E1223 10:26:34.345000 138580502832256 torch/distributed/elastic/multiprocessing/api.py:881] failed (exitcode: 1) local_rank: 0 (pid: 695) of binary: /usr/bin/python
Traceback (most recent call last):
File “/usr/local/bin/torchrun”, line 8, in
sys.exit(main())
File “/usr/local/lib/python3.10/dist-packages/torch/distributed/elastic/multiprocessing/errors/init.py”, line 347, in wrapper
return f(*args, **kwargs)
File “/usr/local/lib/python3.10/dist-packages/torch/distributed/run.py”, line 879, in main
run(args)
File “/usr/local/lib/python3.10/dist-packages/torch/distributed/run.py”, line 870, in run
elastic_launch(
File “/usr/local/lib/python3.10/dist-packages/torch/distributed/launcher/api.py”, line 132, in call
return launch_agent(self._config, self._entrypoint, list(args))
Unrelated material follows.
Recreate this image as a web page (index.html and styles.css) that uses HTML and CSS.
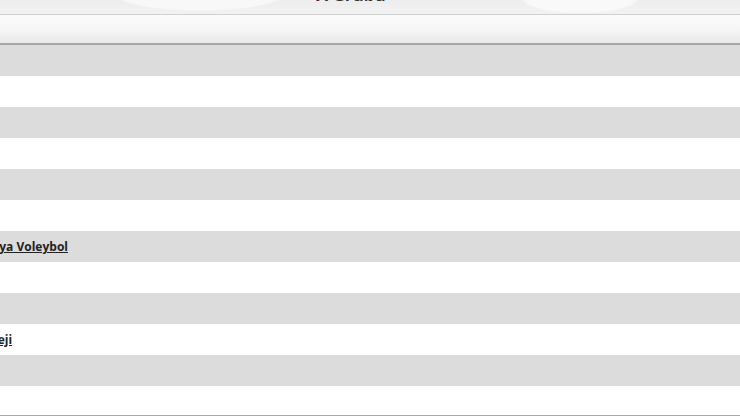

File “/usr/local/lib/python3.10/dist-packages/torch/distributed/launcher/api.py”, line 263, in launch_agent
raise ChildFailedError(
torch.distributed.elastic.multiprocessing.errors.ChildFailedError:
No, I mean for the classification_pyt network which is in tao_pytorch docker, currently it does not support visualizing images during training yet. This is a feature we are planning to do. But there is another network(odise) which supports wandb. If possible, you can implement wandb in classification_pyt by leveraging the code from odise’s wandb.